American Standard of Beauty
These days it seems every topic on the news is subject to racial scrutiny. Whether talking about judicial decisions or the actors selected for a movie, internet users debate about the implications of skin color in this tainted world. Deshauna Barber, the 5’10 District of Columbia representative, whom has recently been crowned Miss USA, is the latest public figure in the spotlight of racial tension. Only the 9th African American woman to ever win the crown, the stunning Mrs. Barber embodies the throne she has claimed. Deshuna showed poise, intelligence and beauty as she competed against the top women from across the nation. In addition to her stage presence, the new Miss USA, wowed judges as she articulated the advances that woman have made in this country, especially in regards to military service. As a graduate of Virginia State University College of Business, Mrs. Barber was apart of the ROTC program. First Lieutenant Deshauana Barber currently serves as an officer in the Army Reserve and as an IT Analyst for the U.S. Department of Commerce. A question from the judges asked for her views on the criticism directed toward all combat roles being opened to women recently and a female presidential candidate. “We are just as tough as men,” Deshauna proudly answered, “As a commander of my unit, I'm powerful, I am dedicated and it is important that we recognize that gender does not limit us in the United States.”
The Georgia native is also the first military woman to grace the crown. Despite all of these qualifications, comments were made online questioning if the former Miss DC looked “American” enough to be Miss USA. As the judges narrowed the field down to two contestants. Deshuana in all her dark melanin rich glory, stood amongst the final two beside Miss Hawaii.

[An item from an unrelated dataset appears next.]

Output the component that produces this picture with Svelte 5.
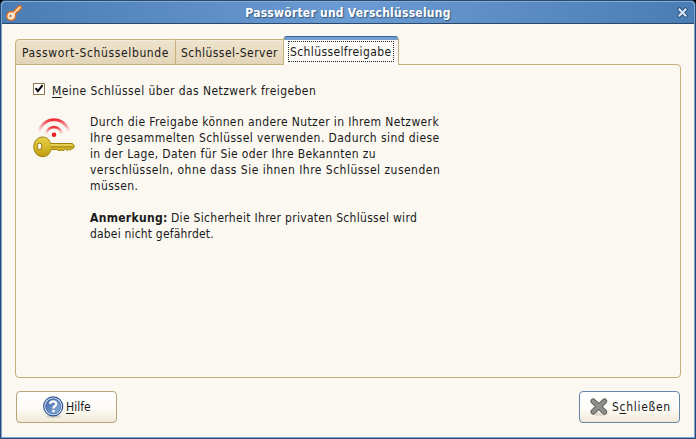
<script>
  const lines = [
    { t: 'Durch die Freigabe können andere Nutzer in Ihrem Netzwerk', s: 0.38 },
    { t: 'Ihre gesammelten Schlüssel verwenden. Dadurch sind diese', s: 0.42 },
    { t: 'in der Lage, Daten für Sie oder Ihre Bekannten zu', s: 0.36 },
    { t: 'verschlüsseln, ohne dass Sie ihnen Ihre Schlüssel zusenden', s: 0.48 },
    { t: 'müssen.', s: 0.4 }
  ];
</script>

<div class="frame">
  <div class="window">
    <header class="titlebar">
      <svg class="appicon" width="18" height="18" viewBox="0 0 18 18">
        <path d="M8 8 L13.6 2.2 L16.2 2 L16.4 4.6 L14.6 5.2 L14.4 7 L12.6 7.2 L10.4 10 C11.4 13.2 9.6 16.3 6.2 16.3 C3 16.3 1.5 14 1.7 11.6 C2 8.4 5.2 6.8 8 8 Z" fill="#ffe9cf" stroke="#df6c1b" stroke-width="1.3" stroke-linejoin="round" />
        <circle cx="5.4" cy="12" r="1.2" fill="#6b94c5" stroke="#e0a268" stroke-width=".8" />
        <path d="M8.9 9.5 L14.4 4" stroke="#f6cda3" stroke-width=".8" />
      </svg>
      <h1>Passwörter und Verschlüsselung</h1>
      <svg class="close" width="11" height="11" viewBox="0 0 11 11">
        <path d="M2.5 2.5 L8.5 8.5 M8.5 2.5 L2.5 8.5" stroke="#2d527d" stroke-width="4" stroke-linecap="square" />
        <path d="M2.5 2.5 L8.5 8.5 M8.5 2.5 L2.5 8.5" stroke="#d6e5f5" stroke-width="2.2" stroke-linecap="square" />
      </svg>
    </header>
    <main>
      <nav class="tabs">
        <div class="tab first"><span class="a">Passwort-Schüsselbunde</span></div>
        <div class="tab"><span class="b">Schlüssel-Server</span></div>
        <div class="tab active"><span class="focus"><span class="c">Schlüsselfreigabe</span></span></div>
      </nav>
      <section class="panel">
        <div class="check">
          <svg width="12" height="12" viewBox="0 0 12 12">
            <rect x=".5" y=".5" width="11" height="11" fill="#fff" stroke="#8c7a4b" />
            <path d="M2.6 5.2 L4.9 8.2 L9.6 2.2" fill="none" stroke="#000" stroke-width="2" />
          </svg>
          <span class="d"><u>M</u>eine Schlüssel über das Netzwerk freigeben</span>
        </div>
        <div class="info">
          <svg class="key" width="44" height="46" viewBox="0 0 44 46">
            <defs>
              <linearGradient id="gold" x1="0" y1="0" x2="0" y2="1">
                <stop offset="0" stop-color="#e6d04a" />
                <stop offset=".5" stop-color="#d6bb2c" />
                <stop offset="1" stop-color="#c09a10" />
              </linearGradient>
              <linearGradient id="wave" x1="0" y1="0" x2="0" y2="1">
                <stop offset="0" stop-color="#ef2f3a" />
                <stop offset=".45" stop-color="#f3757b" stop-opacity=".7" />
                <stop offset="1" stop-color="#f79da1" stop-opacity="0" />
              </linearGradient>
            </defs>
            <path d="M6.2 19.4 A15 15 0 0 1 35.8 19.4" fill="none" stroke="url(#wave)" stroke-width="3" />
            <path d="M13.3 21.8 A7.7 7.7 0 0 1 28.7 21.8" fill="none" stroke="url(#wave)" stroke-width="2.6" />
            <circle cx="21" cy="21.8" r="2.3" fill="#ed1c24" />
            <path d="M17.6 30.5 H39.5 L41.5 33 L39.8 35.8 H38.2 L37.2 37.3 L35.6 36 L34.2 37.6 L32.4 36 L30.5 37.6 L28 37 L25.8 37.7 L24 36.5 H18 C16.9 41 14 43.7 9.8 43.7 C4.6 43.7 .8 39.5 .8 33.9 C.8 28.2 4.6 24 9.8 24 C13.8 24 16.5 26.7 17.6 30.5 Z" fill="url(#gold)" stroke="#a1800f" />
            <path d="M17.5 33.9 H39.5" stroke="#a08016" stroke-width="1" />
            <path d="M17.5 32 H38.8" stroke="#efe07a" stroke-width=".9" />
            <rect x="4.4" y="30.2" width="4.3" height="6.2" rx="2" fill="#fcf9f1" stroke="#977a12" />
          </svg>
          <div class="text">
            {#each lines as l}
              <p style="letter-spacing:{l.s}px">{l.t}</p>
            {/each}
            <p class="note"><b>Anmerkung:</b> <span class="e">Die Sicherheit Ihrer privaten Schlüssel wird</span></p>
            <p class="f">dabei nicht gefährdet.</p>
          </div>
        </div>
      </section>
      <footer>
        <button class="help">
          <svg width="22" height="22" viewBox="0 0 22 22">
            <defs>
              <linearGradient id="blue" x1="0" y1="0" x2="1" y2="1">
                <stop offset="0" stop-color="#3d66a5" />
                <stop offset="1" stop-color="#8fb2df" />
              </linearGradient>
            </defs>
            <ellipse cx="10.5" cy="20.3" rx="8" ry="1.6" fill="#d8d2c4" />
            <circle cx="10.2" cy="10.4" r="9.5" fill="#e9f0fa" stroke="#2c5596" stroke-width="1.2" />
            <circle cx="10.2" cy="10.4" r="7.6" fill="url(#blue)" stroke="#3a63a3" stroke-width=".8" />
            <path d="M7.1 8 C7.2 4.6 13.3 4.6 13.3 7.9 C13.3 10 10.4 10 10.4 12.4" fill="none" stroke="#fff" stroke-width="2.3" />
            <circle cx="10.4" cy="15.1" r="1.4" fill="#fff" />
          </svg>
          <span class="g"><u>H</u>ilfe</span>
        </button>
        <button class="shut">
          <svg width="20" height="20" viewBox="0 0 20 20">
            <ellipse cx="11" cy="17" rx="8" ry="1.8" fill="#ddd8cc" />
            <path d="M4.2 4.2 L15.4 14.8 M15.4 4.2 L4.2 14.8" stroke="#5c5e5a" stroke-width="5.4" stroke-linecap="round" />
            <path d="M4.2 4.2 L15.4 14.8 M15.4 4.2 L4.2 14.8" stroke="#8f908c" stroke-width="3.5" stroke-linecap="round" />
          </svg>
          <span class="h">S<u>c</u>hließen</span>
        </button>
      </footer>
    </main>
  </div>
</div>

<style>
  :global(body) { background: #000; overflow: hidden; }
  .frame { box-sizing: border-box; width: 696px; height: 439px; background: #2b496c; border-radius: 5px 5px 0 0; padding: 1px; font: 12px/16px "DejaVu Sans Condensed", "DejaVu Sans", sans-serif; font-stretch: condensed; color: #1a1a1a; }
  .window { box-sizing: border-box; height: 437px; border: 1px solid #77a4d6; border-top-color: #82abda; border-radius: 4px 4px 0 0; display: flex; flex-direction: column; overflow: hidden; background: #fbf8f1; }
  .titlebar { box-sizing: border-box; height: 22px; flex: none; display: flex; align-items: center; justify-content: space-between; background: linear-gradient(90deg, #4b7db5, #6a9bd2 50%, #4b7db5); border-bottom: 1px solid #2b496c; padding: 0 6px 0 3px; }
  h1 { margin: 1px 0 0 -4px; font: bold 12px/16px "DejaVu Sans Condensed", "DejaVu Sans", sans-serif; font-stretch: condensed; letter-spacing: .24px; color: #fff; text-shadow: 1px 1px 1px #34567e; white-space: nowrap; }
  main { flex: 1; padding: 12px 13px 13px; display: flex; flex-direction: column; }
  .tabs { display: flex; align-items: flex-end; height: 29px; flex: none; position: relative; z-index: 1; margin-bottom: -1px; }
  .tab { box-sizing: border-box; height: 26px; border: 1px solid #c6af7b; border-left: 0; background: linear-gradient(#eee3cc, #e3d5b8); padding: 5px 0 0 5px; width: 108px; white-space: nowrap; box-shadow: inset 0 1px #f4ecda; }
  .first { width: 161px; border-left: 1px solid #c6af7b; border-radius: 4px 0 0; padding-left: 6px; }
  .active { width: 116px; height: 29px; margin-left: -1px; border: 1px solid #c6af7b; border-top: 1px solid #3b669a; border-bottom: 0; border-radius: 4px 4px 0 0; background: linear-gradient(#729fd0 0 3px, #fdfbf7 3px); padding: 4px 4px 0; box-shadow: none; }
  .focus { display: block; box-sizing: border-box; height: 21px; width: 106px; border: 1px dotted #222; padding: 2px 0 0 1px; }
  .a { letter-spacing: .63px; }
  .b { letter-spacing: .45px; }
  .c { letter-spacing: .38px; }
  .d { letter-spacing: .42px; }
  .e { letter-spacing: .3px; }
  .f { letter-spacing: .18px; }
  .h { letter-spacing: .7px; }
  b { letter-spacing: .3px; }
  .panel { flex: none; box-sizing: border-box; height: 314px; border: 1px solid #c6af7b; border-radius: 0 4px 4px 4px; padding: 18px 17px; }
  .check { display: flex; gap: 7px; }
  .check svg { flex: none; }
  u { text-decoration-thickness: 1px; text-underline-offset: 2px; }
  .info { display: flex; margin-top: 15px; gap: 13px; }
  .key { flex: none; margin-top: -1px; }
  .text { white-space: nowrap; }
  p { margin: 0; }
  .note { margin-top: 16px; }
  footer { display: flex; justify-content: space-between; margin-top: 13px; padding: 0 1px; }
  button { box-sizing: border-box; width: 101px; height: 32px; display: flex; align-items: center; padding: 0; font: inherit; color: inherit; border: 1px solid #b7a47a; border-radius: 4px; background: linear-gradient(#fff, #fdfbf6 55%, #f1ead8); }
  .help { padding-left: 26px; gap: 1px; }
  .shut { border-color: #6484a8; padding-left: 9px; gap: 3px; }
</style>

Chelsea Hardin of Hawaii, an ethic beauty in her own right, is a much fairer skin representation of the melting pot known as America. As soon as the winner was announced, critics from the peanut gallery begin chiming in on social media feeds. Much of the negative comments were centered around the winner’s beauty compared to other contestants, especially the 1st runner up from Hawaii. Some highly polarizing comments went as far as to question her physical ability to represent the true America. In light of Donald Trump’s successful nomination, it should be no secret that many citizens in this country hold a Eurocentric sense of entitlement to a nation of which many of their families are not native. However, it is interesting that this perception lives so vibrant in a country surrounded by reminders of the multiculturalism embedded in the fabrics of U.S. history.
There were a lot of positive momentum behind Deshuana Barber’s victory as well. Her victory was praised by the brothers and sisters in her fraternity of service as well as her sorority, Sigma Gamma Rho Sorority Inc. The hashtag #blackgirlmagic and #blackgirlsrock resurged, in a year that has included Viola Davis’ Emmy award and Lupita Nyong’o’s Oscar, as hundreds of ebony women across the world embraced the newly crowned Miss USA. Mrs. Barber’s victory aids in the fight to break color barriers around the nation, as well colorism within her own culture. It is no secret that within the black community stigmas of shade still exist, and may be as prevalent as ever. Darker complexions have continuously been overshadowed in outcast internationally in the beauty and entertainment industry, even in productions by African American directors. It is unlikely we will ever fully appreciate the beautiful souls inside all of us, with little regard to their race, ethnicity, or culture. Yet, it is always a pleasure to see those socially constructed obstacles overcome, especially by one of our queens. There should be no doubt of Deshuna Barber’s victory she is a true American beauty and heroine.